Exercise objective –
Tally how many lines hold the string "React". Your reply should be that number alone.
· · ·
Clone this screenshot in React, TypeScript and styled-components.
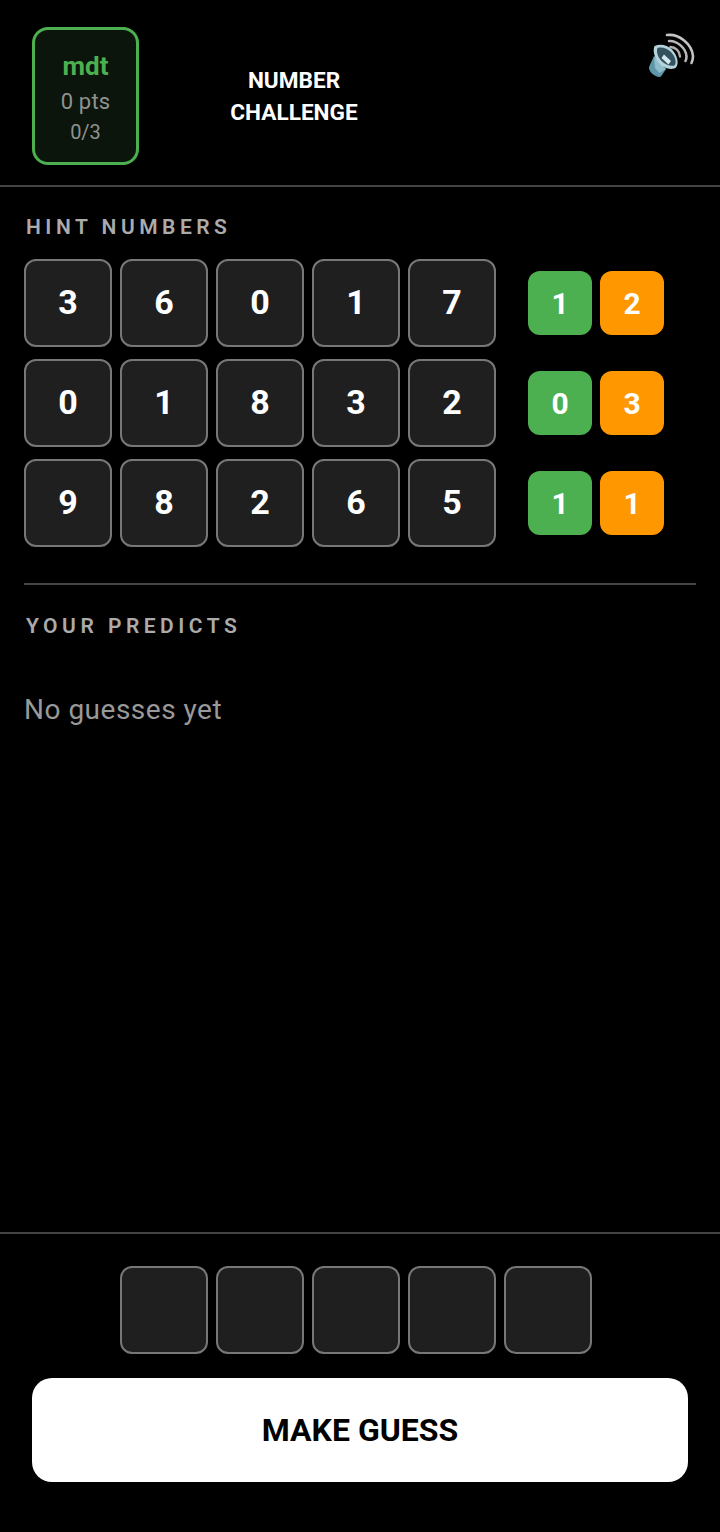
import React from 'react'
import styled, { createGlobalStyle } from 'styled-components'

const GlobalStyle = createGlobalStyle`
    html, body {
        margin: 0;
        padding: 0;
        background: #000;
    }
    body {
        font-family: Roboto, "Liberation Sans", sans-serif;
    }
`

const hints = [
    { digits: [3, 6, 0, 1, 7], correct: 1, misplaced: 2 },
    { digits: [0, 1, 8, 3, 2], correct: 0, misplaced: 3 },
    { digits: [9, 8, 2, 6, 5], correct: 1, misplaced: 1 },
]

const SpeakerIcon = () => (
    <svg width="48" height="48" viewBox="0 0 48 48" fill="none">
        <path d="M20 4C32 2.500 45 13 46 25C46 28 45.500 30 44.500 32" stroke="#c4c4c4" strokeWidth="2.600" strokeLinecap="round" />
        <path d="M22 10C30 9.500 39 17 39.500 25.500C39.500 27.500 39 29 38.500 30" stroke="#b8b8b8" strokeWidth="2.600" strokeLinecap="round" />
        <path d="M23.500 16C28.500 16 33 20.500 33 25.500" stroke="#aeaeae" strokeWidth="2.400" strokeLinecap="round" />
        <path d="M7 25L13 32L19 38L14 45.500C12 46.500 9 45.500 5.500 43C3 40.500 1.500 38 2 36Z" fill="#5f97a8" />
        <path d="M7 25L13 32L19 38L12.500 42L8 37Z" fill="#8dbdca" />
        <path d="M7.500 15C13 12.500 20 13.500 25 18.500C30 24 32.500 32 29 36.500C26 39 20 38 15 35C10 31 4.500 22 7.500 15Z" fill="#b4d3db" />
        <path d="M10.500 17C15 15.500 20.500 17.500 24 21C28 25.500 30 31 27.500 34.500C23.500 35.500 18 33.500 14.500 30C11 26.500 9 21 10.500 17Z" fill="#33515f" />
        <path d="M17 23.500L24 30L21.500 33.500L14.500 27Z" fill="#d5e8ed" />
    </svg>
)

export const App = () => {
    return (
        <Page>
            <GlobalStyle />
            <Header>
                <PlayerCard>
                    <PlayerName>mdt</PlayerName>
                    <PlayerStat>0 pts</PlayerStat>
                    <PlayerRound>0/3</PlayerRound>
                </PlayerCard>
                <Title>NUMBER<br />CHALLENGE</Title>
                <SoundButton><SpeakerIcon /></SoundButton>
            </Header>

            <Content>
                <SectionLabel>HINT NUMBERS</SectionLabel>
                <HintList>
                    {hints.map((hint) => (
                        <HintRow key={hint.digits.join('')}>
                            <Cells>
                                {hint.digits.map((digit, i) => (
                                    <Cell key={i}>{digit}</Cell>
                                ))}
                            </Cells>
                            <Badges>
                                <Badge $color="#4caf50">{hint.correct}</Badge>
                                <Badge $color="#ff9800">{hint.misplaced}</Badge>
                            </Badges>
                        </HintRow>
                    ))}
                </HintList>
                <Divider />
                <PredictLabel>YOUR PREDICTS</PredictLabel>
                <EmptyText>No guesses yet</EmptyText>
            </Content>

            <Footer>
                <InputCells>
                    {[0, 1, 2, 3, 4].map((i) => (
                        <Cell key={i} />
                    ))}
                </InputCells>
                <GuessButton>MAKE GUESS</GuessButton>
            </Footer>
        </Page>
    )
}

const Page = styled.div`
    width: 720px;
    height: 1532px;
    display: flex;
    flex-direction: column;
    background: #000;
    overflow: hidden;
`

const Header = styled.header`
    height: 185px;
    flex-shrink: 0;
    display: flex;
    align-items: flex-start;
    padding: 0 25px 0 32px;
    border-bottom: 2px solid #444;
`

const PlayerCard = styled.div`
    width: 107px;
    height: 138px;
    box-sizing: border-box;
    margin-top: 27px;
    display: flex;
    flex-direction: column;
    align-items: center;
    padding-top: 21px;
    background: #0c150c;
    border: 3px solid #4caf50;
    border-radius: 16px;
`

const PlayerName = styled.div`
    font-size: 26px;
    line-height: 30px;
    font-weight: 700;
    color: #4caf50;
`

const PlayerStat = styled.div`
    margin-top: 6px;
    font-size: 22px;
    line-height: 30px;
    letter-spacing: 0.2px;
    color: #8f938f;
`

const PlayerRound = styled.div`
    font-size: 20px;
    line-height: 30px;
    color: #8f938f;
`

const Title = styled.h1`
    width: 180px;
    margin: 65px 0 0 65px;
    font-size: 22.600px;
    line-height: 32px;
    font-weight: 700;
    text-align: center;
    color: #fff;
`

const SoundButton = styled.div`
    margin: 31px 0 0 auto;
    width: 48px;
    height: 48px;
`

const Content = styled.main`
    flex: 1;
    padding: 0 24px;
`

const SectionLabel = styled.div`
    margin: 27px 0 0 2px;
    font-size: 21px;
    line-height: 26px;
    font-weight: 600;
    letter-spacing: 4.500px;
    color: #ababab;
`

const HintList = styled.div`
    margin-top: 19px;
    display: flex;
    flex-direction: column;
    gap: 12px;
`

const HintRow = styled.div`
    display: flex;
    align-items: center;
    gap: 32px;
`

const Cells = styled.div`
    display: flex;
    gap: 8px;
`

const Cell = styled.div`
    width: 88px;
    height: 88px;
    box-sizing: border-box;
    display: flex;
    align-items: center;
    justify-content: center;
    padding-bottom: 2px;
    background: #1f1f1f;
    border: 2px solid #777;
    border-radius: 12px;
    font-size: 34px;
    font-weight: 700;
    color: #fff;
`

const Badges = styled.div`
    display: flex;
    gap: 8px;
`

const Badge = styled.div<{ $color: string }>`
    width: 64px;
    height: 64px;
    display: flex;
    align-items: center;
    justify-content: center;
    background: ${(p) => p.$color};
    border-radius: 12px;
    font-size: 30px;
    font-weight: 700;
    color: #fff;
`

const Divider = styled.div`
    height: 2px;
    margin-top: 36px;
    background: #444;
`

const PredictLabel = styled(SectionLabel)`
    margin-top: 28px;
`

const EmptyText = styled.div`
    margin: 54px 0 0 0;
    font-size: 28px;
    line-height: 34px;
    letter-spacing: 0.500px;
    color: #999;
`

const Footer = styled.footer`
    flex-shrink: 0;
    height: 300px;
    box-sizing: border-box;
    border-top: 2px solid #444;
    display: flex;
    flex-direction: column;
    align-items: center;
    padding-top: 32px;
`

const InputCells = styled.div`
    display: flex;
    gap: 8px;
    margin-right: 8px;
`

const GuessButton = styled.button`
    width: 656px;
    height: 104px;
    margin-top: 24px;
    border: none;
    border-radius: 20px;
    background: #fff;
    font-family: inherit;
    font-size: 32px;
    font-weight: 700;
    color: #000;
`

export default App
· · ·
The completed task –
2